A seguir, a discussão sobre o que o real digital representa. Além de Araújo, participaram da conversa Gustavo Cunha, economista e fundador da plataforma de educação FinTrender, e Keiji Sakai, diretor geral da R3 no Brasil. Henriques mediou a conversa.

O que é o real digital

Araújo: Do ponto de vista do regulador, a moeda digital é a que se usa no dia-a-dia, mas que a pessoa nunca vai segurar na mão, vai estar num dispositvo.

Cunha: É algo que você negocia no campo digital. As figuras das notas estão em extinção, não vai mais ter lobo-guará. E é moeda do banco central, enquanto a grande maioria hoje é de bancos.

Sakai: É o terceiro formato do dinheiro emitido por um governo, por um banco central. Há o físico, o em conta corrente, em reserva, e o digital. É parecido com reserva em conta corrente. Mas será usado em negócios que hoje não pode ser usado.

Um futuro todo novo

Araújo: Estamos nos preparando para o futuro. Os sistemas que utilizamos são referências mundiais. A CBDC não vai resolver nenhum desses problemas que já resolvemos. Apesar de que alguns países estão usando CBDC para isso. O real digital é para fomentar a transformação digital da nossa sociedade tanto no dia-a-dia, quanto nos negócios. Tanto a geladeira que pode comprar o leite, como o carro que paga o estacionamento.

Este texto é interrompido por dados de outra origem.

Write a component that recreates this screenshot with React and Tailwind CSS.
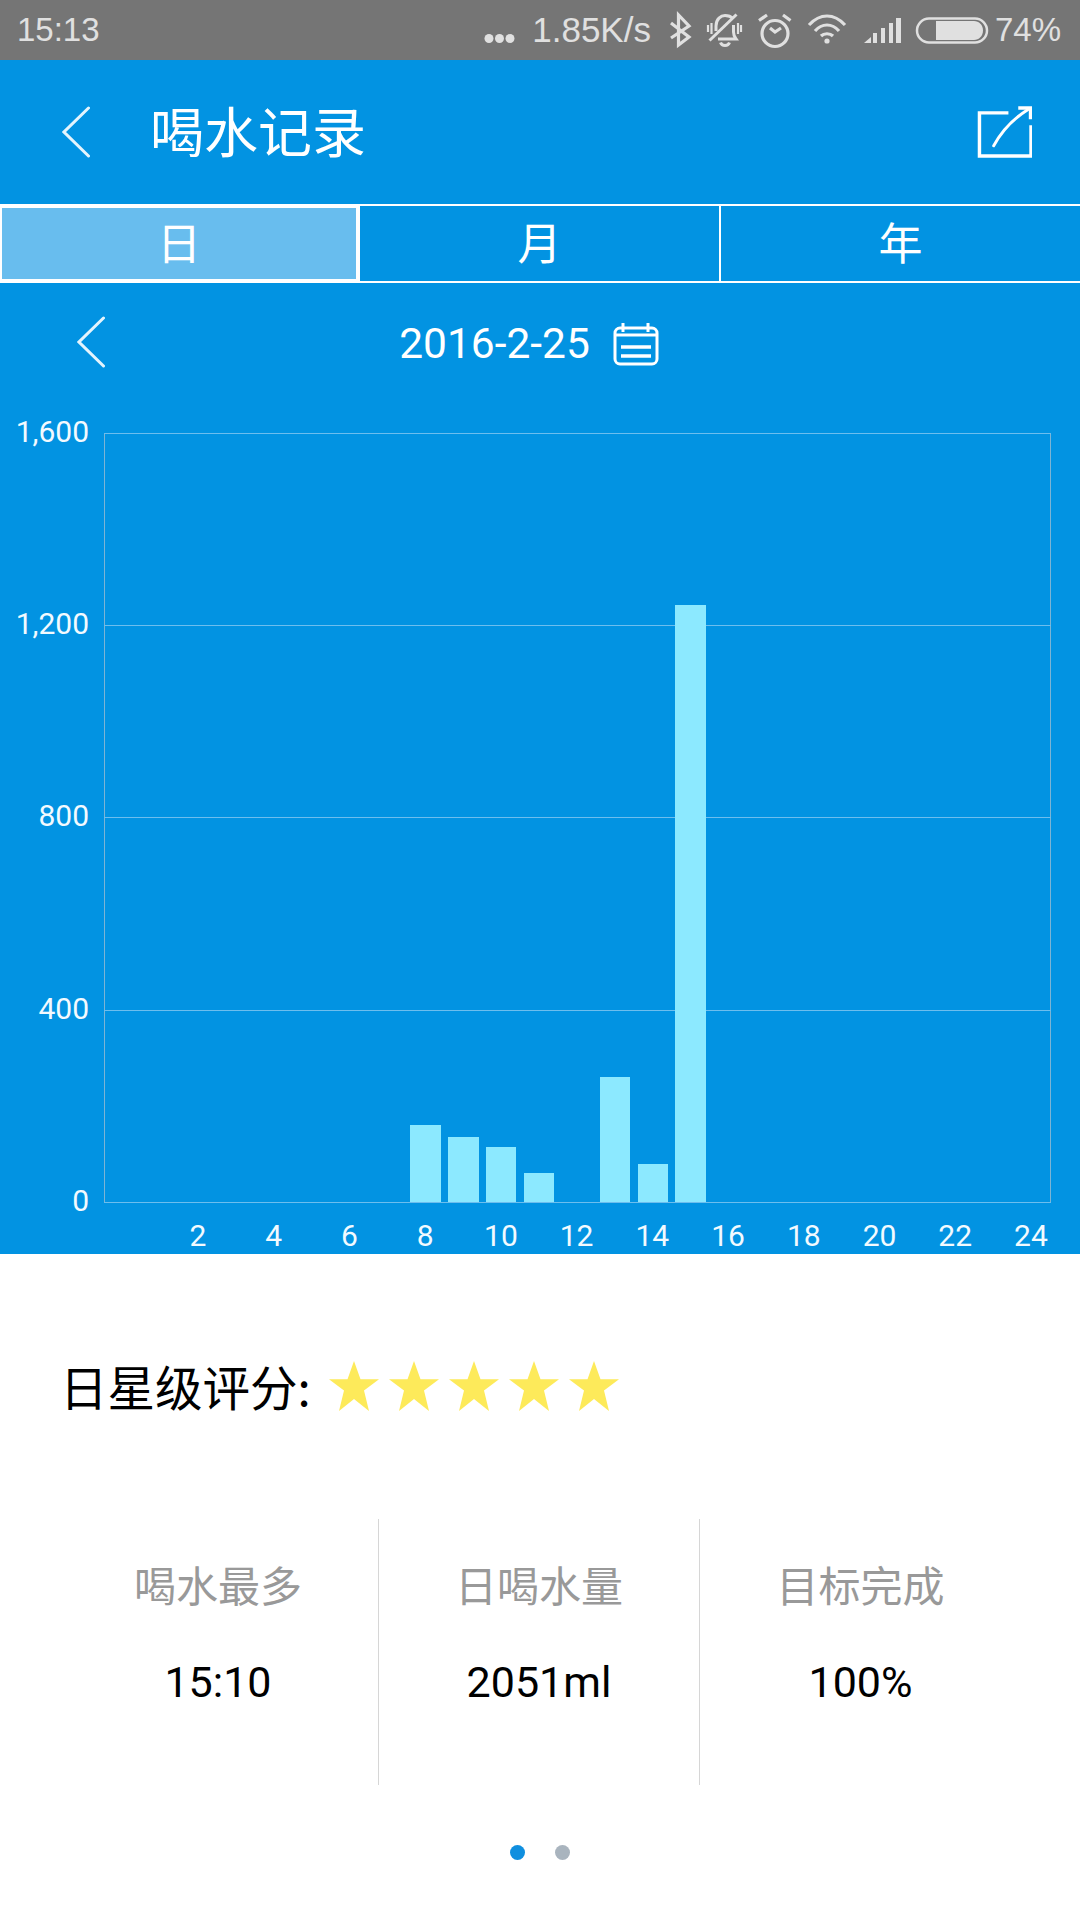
const bars = [
  [8, 410, 441, 1125],
  [9, 448, 479, 1137],
  [10, 486, 516, 1147],
  [11, 524, 554, 1173],
  [13, 600, 630, 1077],
  [14, 638, 668, 1164],
  [15, 675, 706, 605],
];
const yLabels = [
  ["1,600", 433],
  ["1,200", 625],
  ["800", 817],
  ["400", 1010],
  ["0", 1202],
];
const xLabels = [2, 4, 6, 8, 10, 12, 14, 16, 18, 20, 22, 24];
const OY = 400;

function Chevron({ className }) {
  return (
    <svg className={className} viewBox="0 0 28 52" fill="none" stroke="#e4f4fd" strokeWidth="3" strokeLinecap="round" strokeLinejoin="miter">
      <path d="M26.5 2 L2 26 L26.5 50" />
    </svg>
  );
}

function Star() {
  return (
    <svg className="w-[50px] h-[50px]" viewBox="0 0 50 50">
      <path d="M25 0 L31.5 18.3 L50 18.3 L35 29.5 L40 50 L25 38 L10 50 L15 29.5 L0 18.3 L18.5 18.3 Z" fill="#fdea5a" />
    </svg>
  );
}

function StatusIcons() {
  return (
    <svg className="absolute left-0 top-0 w-[1080px] h-[60px]" viewBox="0 0 1080 60" fill="none" stroke="#e0e0e0">
      <g fill="#e0e0e0" stroke="none">
        <circle cx="489" cy="38.5" r="4.5" />
        <circle cx="499.5" cy="38.5" r="4.5" />
        <circle cx="510" cy="38.5" r="4.5" />
      </g>
      <path d="M671 23 L689 37 L678.5 45 V15 L689 26 L671 38" strokeWidth="3.2" />
      <g strokeWidth="3">
        <path d="M716 31 V26 C716 19 721 15.5 725 15.5 C728 15.5 731 16.5 733 18.5" />
        <path d="M733.5 25 V32 C733.5 35 734.5 37 736 39 H718" />
        <path d="M720.5 42.5 C722 46.5 728 46.5 729.5 42.5" />
        <path d="M711.5 23 V34 M708 25 V32 M738 23 V34 M741 25 V32" strokeWidth="2.2" />
        <path d="M709.5 40.5 L736.5 14.5" />
      </g>
      <g strokeWidth="3.2">
        <circle cx="775" cy="33.5" r="13" />
        <path d="M770 28 L775 32 L781 28" />
        <path d="M759 20.5 L767 15 M790.5 20.5 L783 15" />
      </g>
      <g strokeWidth="3.2">
        <path d="M809 25 C820 13 834 13 845 25" />
        <path d="M815 31 C822 23 832 23 839 31" />
        <path d="M821 36 C824 33 830 33 833 36" />
      </g>
      <circle cx="827" cy="41" r="2.6" fill="#e0e0e0" stroke="none" />
      <g fill="#e0e0e0" stroke="none">
        <path d="M864 43 L871 37 V43 Z" />
        <rect x="873" y="33" width="4" height="10" />
        <rect x="881" y="28" width="4" height="15" />
        <rect x="889" y="23" width="4" height="20" />
        <rect x="896" y="18" width="5" height="25" />
      </g>
      <rect x="917" y="18.5" width="70" height="24" rx="12" strokeWidth="2.5" />
      <path d="M936 21 H974 C979 21 983 25 983 30.5 C983 36 979 40 974 40 H936 Z" fill="#e0e0e0" stroke="none" />
    </svg>
  );
}

function Chart() {
  return (
    <svg className="w-[1080px] h-[854px] block font-['Roboto','Liberation_Sans',sans-serif]" viewBox={`0 ${OY} 1080 854`}>
      <line x1="104.5" y1="433" x2="104.5" y2="1202" stroke="#7db4d4" strokeWidth="1" />
      <line x1="1050.5" y1="433" x2="1050.5" y2="1202" stroke="#7db4d4" strokeWidth="1" />
      {yLabels.map(([t, y]) => (
        <g key={t}>
          <line x1="104" y1={y + 0.5} x2="1051" y2={y + 0.5} stroke="#6dbeee" strokeWidth="1" />
          <text x="89" y={y + 9} fontSize="30" fill="#f2faff" textAnchor="end">{t}</text>
        </g>
      ))}
      {bars.map(([h, x1, x2, top]) => (
        <rect key={h} x={x1} y={top} width={x2 - x1} height={1202 - top} fill="#8ce9ff" />
      ))}
      {xLabels.map((h) => (
        <text key={h} x={122.3 + 37.86 * h} y="1246" fontSize="30" fill="#f2faff" textAnchor="middle">{h}</text>
      ))}
    </svg>
  );
}

function Stat({ label, value, border }) {
  return (
    <div className={`flex flex-col items-center pt-[37px] ${border ? "border-r border-[#d6d6d6]" : ""}`}>
      <div className="text-[42px] leading-[56px] text-[#999999]">{label}</div>
      <div className="mt-[42px] text-[43px] leading-[56px] text-black font-['Roboto','Noto_Sans_CJK_SC',sans-serif]">{value}</div>
    </div>
  );
}

export default function App() {
  return (
    <div className="w-[1080px] h-[1920px] bg-white overflow-hidden font-['Noto_Sans_CJK_SC',sans-serif]">
      <div className="relative h-[60px] bg-[#757575] flex items-center justify-between pl-[17px] pr-[19px] text-[33px] text-[#e0e0e0] font-['Liberation_Sans',sans-serif]">
        <span>15:13</span>
        <StatusIcons />
        <div className="flex items-center gap-[344px]">
          <span className="text-[35px]">1.85K/s</span>
          <span>74%</span>
        </div>
      </div>

      <div className="bg-[#0293e2]">
        <div className="h-[144px] flex items-center pl-[62px] pr-[48px] text-white">
          <Chevron className="w-[28px] h-[52px]" />
          <div className="ml-[60px] -mt-[5px] text-[54px] leading-none">喝水记录</div>
          <svg className="ml-auto w-[55px] h-[54px]" viewBox="0 0 56 54" fill="none" stroke="#fff">
            <path d="M32 7.5 H2.5 V51.5 H55 V20" strokeWidth="3.5" />
            <path d="M17 41 C24 28 36 14 52 4" strokeWidth="3" strokeLinecap="round" />
            <path d="M42 2.5 H54.5 V14" strokeWidth="3.5" />
          </svg>
        </div>

        <div className="h-[79px] border-y-2 border-white flex text-white text-[44px] leading-none">
          <div className="w-[360px] border-2 border-r-4 border-white bg-[#68bdee] flex items-center justify-center pb-[5px]">日</div>
          <div className="w-[361px] border-r-2 border-white flex items-center justify-center pb-[5px]">月</div>
          <div className="flex-1 flex items-center justify-center pb-[5px]">年</div>
        </div>

        <div className="relative h-[117px] flex items-start justify-center pr-[22px] text-white">
          <Chevron className="absolute left-[77px] top-[33px] w-[28px] h-[52px]" />
          <span className="mt-[36px] text-[42.5px] leading-[50px] font-['Roboto',sans-serif]">2016-2-25</span>
          <svg className="ml-[23px] mt-[39px] w-[46px] h-[44px]" viewBox="0 0 46 44" fill="none" stroke="#fff" strokeWidth="3">
            <rect x="2" y="6" width="42" height="36" rx="5" />
            <path d="M2 13 H44" />
            <path d="M10 1 V10 M35 1 V10" />
            <path d="M8 25 H38 M8 34 H38" strokeWidth="3.5" />
          </svg>
        </div>

        <Chart />
      </div>

      <div className="flex items-center pl-[60px] pt-[106px] h-[158px]">
        <span className="text-[47.5px] leading-[60px] text-black">日星级评分:</span>
        <div className="flex gap-[10px] ml-[18px]"><Star /><Star /><Star /><Star /><Star /></div>
      </div>

      <div className="mt-[107px] mx-[58px] grid grid-cols-[321px_321px_321px] h-[266px]">
        <Stat label="喝水最多" value="15:10" border />
        <Stat label="日喝水量" value="2051ml" border />
        <Stat label="目标完成" value="100%" />
      </div>

      <div className="mt-[60px] flex justify-center gap-[30px]">
        <div className="w-[15px] h-[15px] rounded-full bg-[#0f8fdf]" />
        <div className="w-[15px] h-[15px] rounded-full bg-[#a9b4be]" />
      </div>
    </div>
  );
}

O banco ou a fintech vai, por exemplo, poder oferecer contrato de crédito personalizado, que é pago a cada dois meses, mas tem um mês que não é pago. Isso se for digitalizado com smart contracts, porque aí é coisa simples, é natural. Desde que avalie o crédito e ache que o fluxo de caixa da pessoa bate com aquilo que ela propõe, a empresa pode dar um crédito com essa diferença, o que reduz a ineficiência da economia.

Hoje, o mercado tem a prateleira dele com os produtos e você tem que se encaixar no que tem lá. Para ter algum grau de personalização do produto,  o produto fica muito caro e inviável.

Entregas x pagamentos na hora

Sakai: A CBDC é uma evolução de meios de pagamentos. O PIX é um grande leque de meios de pagamentos. A CBDC resolve vários problemas atuais, como o delivery x payments (DVP, em ativos como casa e títulos financeiros). Hoje, ou se recebe o ativo e paga depois, ou vice-versa, e alguém está com risco de crédito nisso.

Se conseguir fazer esse DVP do dinheiro de forma “atômica”, começa a eliminar ineficiências do mercado. Ineficiências são caras porque você acaba tendo intermediários para ter proteção, como bancos, clearings e corretora que fazem a liquidação e te dão as garantias para você não ser lesado num eventual calote. Nas transações transfronteiriças (câmbio), CBDCs podem facilitar bastante.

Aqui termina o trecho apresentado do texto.